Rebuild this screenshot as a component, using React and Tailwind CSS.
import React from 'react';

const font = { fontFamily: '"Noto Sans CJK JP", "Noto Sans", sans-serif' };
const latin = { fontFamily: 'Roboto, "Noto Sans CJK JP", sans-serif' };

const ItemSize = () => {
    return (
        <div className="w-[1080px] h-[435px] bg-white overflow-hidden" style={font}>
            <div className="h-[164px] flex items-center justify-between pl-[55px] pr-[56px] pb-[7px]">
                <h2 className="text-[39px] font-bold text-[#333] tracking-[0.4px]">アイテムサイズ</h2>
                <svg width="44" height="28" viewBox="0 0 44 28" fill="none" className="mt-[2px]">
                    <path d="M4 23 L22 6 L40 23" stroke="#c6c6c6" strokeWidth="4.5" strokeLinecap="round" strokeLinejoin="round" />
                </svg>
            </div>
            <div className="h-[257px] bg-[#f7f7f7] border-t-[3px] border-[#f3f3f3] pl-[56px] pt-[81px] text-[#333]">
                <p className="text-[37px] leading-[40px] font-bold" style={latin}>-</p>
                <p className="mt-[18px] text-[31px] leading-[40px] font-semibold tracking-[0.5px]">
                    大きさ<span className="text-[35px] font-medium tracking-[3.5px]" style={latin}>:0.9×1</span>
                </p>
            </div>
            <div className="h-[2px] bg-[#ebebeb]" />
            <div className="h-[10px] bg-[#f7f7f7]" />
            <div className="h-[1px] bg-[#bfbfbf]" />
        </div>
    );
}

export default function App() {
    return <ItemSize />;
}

* * * * *

> **Written request**
Copy every line verbatim.

> **Final result**
Rebuild this screenshot as a component, using React and Tailwind CSS.
import React from 'react';

const font = { fontFamily: '"Noto Sans CJK JP", "Noto Sans", sans-serif' };
const latin = { fontFamily: 'Roboto, "Noto Sans CJK JP", sans-serif' };

const ItemSize = () => {
    return (
        <div className="w-[1080px] h-[435px] bg-white overflow-hidden" style={font}>
            <div className="h-[164px] flex items-center justify-between pl-[55px] pr-[56px] pb-[7px]">
                <h2 className="text-[39px] font-bold text-[#333] tracking-[0.4px]">アイテムサイズ</h2>
                <svg width="44" height="28" viewBox="0 0 44 28" fill="none" className="mt-[2px]">
                    <path d="M4 23 L22 6 L40 23" stroke="#c6c6c6" strokeWidth="4.5" strokeLinecap="round" strokeLinejoin="round" />
                </svg>
            </div>
            <div className="h-[257px] bg-[#f7f7f7] border-t-[3px] border-[#f3f3f3] pl-[56px] pt-[81px] text-[#333]">
                <p className="text-[37px] leading-[40px] font-bold" style={latin}>-</p>
                <p className="mt-[18px] text-[31px] leading-[40px] font-semibold tracking-[0.5px]">
                    大きさ<span className="text-[35px] font-medium tracking-[3.5px]" style={latin}>:0.9×1</span>
                </p>
            </div>
            <div className="h-[2px] bg-[#ebebeb]" />
            <div className="h-[10px] bg-[#f7f7f7]" />
            <div className="h-[1px] bg-[#bfbfbf]" />
        </div>
    );
}

export default function App() {
    return <ItemSize />;
}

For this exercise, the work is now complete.